That Shakespeherian Rag | Notes from a Literary Lad

Hey Hey, My My, Rock ‘n’ Roll Will Never Die … Until Someone Tries to Write a Novel about It

Posted 13 March, 2008 in Literary Criticism, Music |

Reviewing Ibi Kaslik’s new book The Angel Riots on the CBC website, Kevin Chong ponders whether it’s possible to write a great rock ‘n’ roll novel:

Writing about rock ’n’ roll is, more often than not, a fool’s errand. Frank Zappa’s withering description of rock journalism as “people who can’t write interviewing people who can’t talk for people who can’t read” is not only pithy, but reflects the widely held opinion on the matter.

I’d argue that it’s really not possible to write a “great” rock ‘n’ roll novel, if by “great” one means authentic or capturing the essence of the source material. Great rock ‘n’ roll is built on a kind of anarchic energy that can’t truly be replicated in prose: as Craig O’Hara said of Warren Kinsella’s book Fury’s Hour, “a book about Punk is not Punk Rock”; in the same way, a description of a horde of sweaty, writhing, drunk and stoned headbangers can’t adequately capture the sheer body rush and sonic assault of a Motörhead concert.
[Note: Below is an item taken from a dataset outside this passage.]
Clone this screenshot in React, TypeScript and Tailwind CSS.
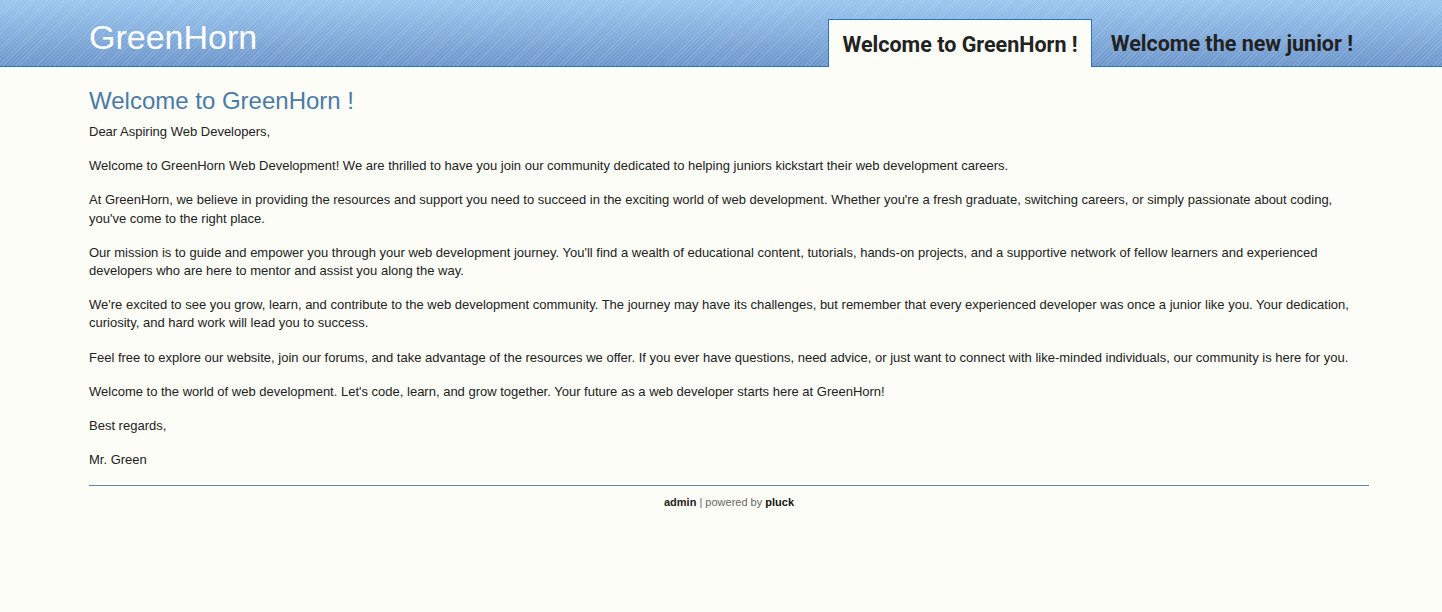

Chong points out that Kaslik adroitly avoids this problem by mostly leaving the descriptions of the band’s performances out of her novel and concentrating instead on their personal interactions offstage, but there is nevertheless something oddly static about the result, and stasis is the very antithesis of the rock ‘n’ roll ethos.

In Chong’s conception, Don DeLillo’s Great Jones Street and Jonathan Lethem’s You Don’t Love Me Yet constitute enjoyable rock ‘n’ roll novels; I’d be more inclined to tilt towards Michael Turner’s Hard Core Logo or Ray Robertson’s Moody Food, which, although it too suffers from an unavoidable literary sedateness, is adept in capturing the mood of Yorkville in the ’60s, and his Gram Parsons stand-in is well-rounded and believable.

However, to come closest to nailing the manic energy and electricity of a great rock show, you have to look at novels that don’t deal with rock per se, but nevertheless brandish a youthful vigour, and work flat out to provide an adrenaline-fuelled body blow. In that sense, the greatest “rock ‘n’ roll” novels I’ve read — neither of which have anything to do with rock ‘n’ roll — are Irvine Welsh’s Trainspotting and Craig Davidson’s The Fighter.

Ramble on.

(My own review of The Angel Riots appeared in the January/February 2008 issue of Quill & Quire.)

3 comments to “Hey Hey, My My, Rock ‘n’ Roll Will Never Die … Until Someone Tries to Write a Novel about It”

B., March 13th, 2008 at 8:23 pm:

  • I’m giving a shout out for High Fidelity!

Steven W. Beattie, March 14th, 2008 at 9:42 am:

  • High Fidelity is set in a record store, but it isn’t really a rock novel, per se …

Oliver Pocknell, April 9th, 2008 at 1:36 pm:

  • I would argue that High Fidelity is a rock novel, simply viewed from the perspective of a fan. It’s an angle that Hornby also used effectively in his football novel Fever Pitch. The main characters are peripheral to the creation of the music, or the playing of the game, but their obsession with those is a integral to the plots. Fandom is a key aspect of both rock and sport.

    If a rock novel must have a band as main characters then Roddy Doyle’s The Commitments must count, though it deals largely with growing up in the poor working class of Dublin.